When should I engage appellate counsel?
Appellate counsel is helpful at any stage of the case. An appeal is dependent upon a complete record. Most people think about appellate counsel after judgment is rendered, but these types of attorneys can assist in any hearings before governmental agencies in making sure an appropriate appellate record is raised.
Isn’t switching counsel expensive?
If you are a client thinking about the need for appellate counsel or an attorney thinking about engaging appellate counsel, you probably recognize that a lot has been invested in the current counsel knowing every aspect of the case. Appellate counsel recognizes this and will work with you to make sure the cost of “getting up to speed” isn’t a hindrance to work on your behalf. The cost of an appellate counsel has to align with the benefit they provide.
What is an appellate specialist?
For an attorney to call themselves an “appellate specialist,” they must be recognized as such by the Ohio State Bar Association. There are some fairly strict criteria: an attorney must devote more than 25% of their time to appellate practice, demonstrate substantial proficiency, obtain peer recommendations and take another exam. There are less than 30 appellate specialists in the state. Terry Posey is Porter Wright’s Certified Appellate Specialist and is certified by the Ohio State Bar Association as a Ohio Appellate Law Specialist.
Are there any timing concerns in an appeal?
It is critical to meet with an appellate counsel at the earliest possible opportunity. Many Ohio and federal deadlines relating to appeals are not subject to any extension, and an appeal can be lost if timely filings are not made. When in doubt, reach out.
Will an appellate counsel work with my current counsel?
Appellate counsel can handle the entire appeal, but if you are happy with your current counsel, they can work collaboratively to improve the potential outcome. They can assist in as much or as little of the appeal as needed to help.
In what types of cases is an appellate counsel used?
Appellate counsel apply their skills to any types of cases: traditional negligence cases, criminal cases, domestic relations, and other business and contractual disputes. Many people do not recognize that appellate counsel are useful when seeking a permit or to maintain a professional license in ensuring the record justifying the decision is present if an appeal is needed.
Why do attorneys engage an appellate counsel?
Lots of reasons, but most boil down to the simple fact that an appellate counsel has handled more appeals. As a result, the appellate counsel is quicker at recognizing procedural issues and identifying issues that will resonate with an appellate court. An appellate counsel has significant oral argument experience and is willing to perform it for you or advise on technique and preparation.
I’m an attorney thinking about retaining appellate counsel. When’s the right time to engage?

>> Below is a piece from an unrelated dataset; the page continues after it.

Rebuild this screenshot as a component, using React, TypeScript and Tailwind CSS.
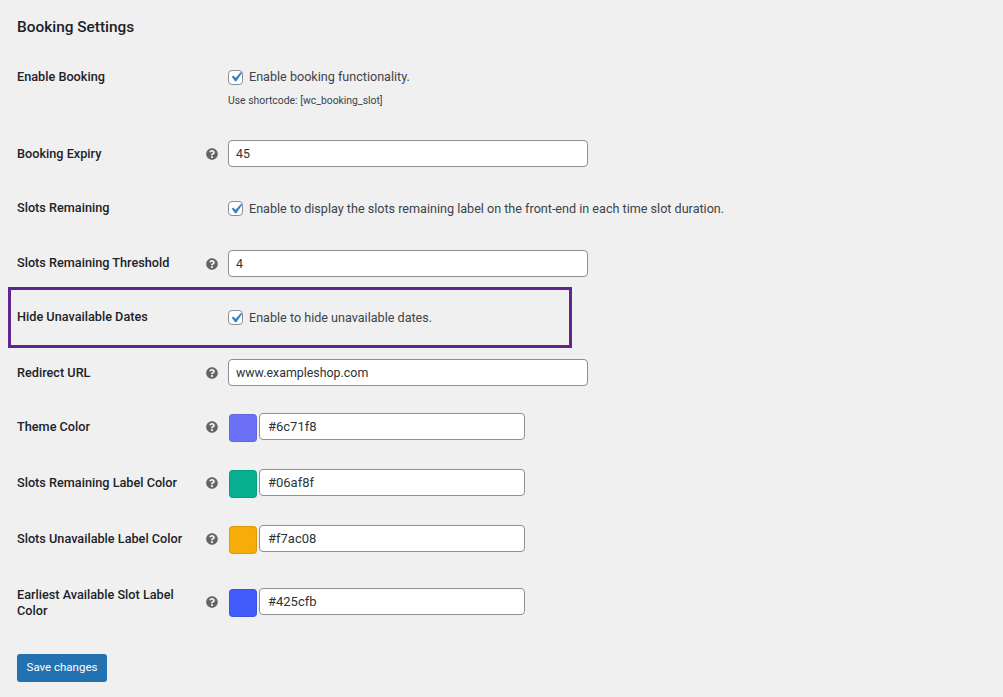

An appellate counsel provides more value the earlier they are retained, but can assist at any stage. At trial, they provide knowledge in positioning the record and the judgment to make sure all arguments are preserved. They can assist or handle in the technical requirements, brief writing, oral argument preparation and oral argument itself. They can assist in motions practice and evaluating further appeal.
If I introduce my client to an appellate counsel, won’t they try to take the relationship?
A good appellate counsel recognizes that they were referred a client for the benefit of their knowledge. They work hand-in-hand with the referring counsel to demonstrate that the right tool is being used for the right job (success on appeal). Taking clients is bad for future business.
Appellate counsel only handle appeals, right?
Nope. An appellate litigator needs to be an experienced trial court litigator. From pleadings, discovery, the evidentiary rules, dispositive motions and trial procedure, a good appellate counsel has a breadth of experience that informs strategy and decision-making after appeal.
Aren’t trial attorneys good appellate litigators?
Everyone with a law license can handle an appeal. But should they? Is a day-to-day trial court litigator familiar with the applicable rules, the judge’s expectations, the idiosyncrasies of that particular appellate district? Does a trial court litigator know all the ways to win that don’t require a full merits opinion?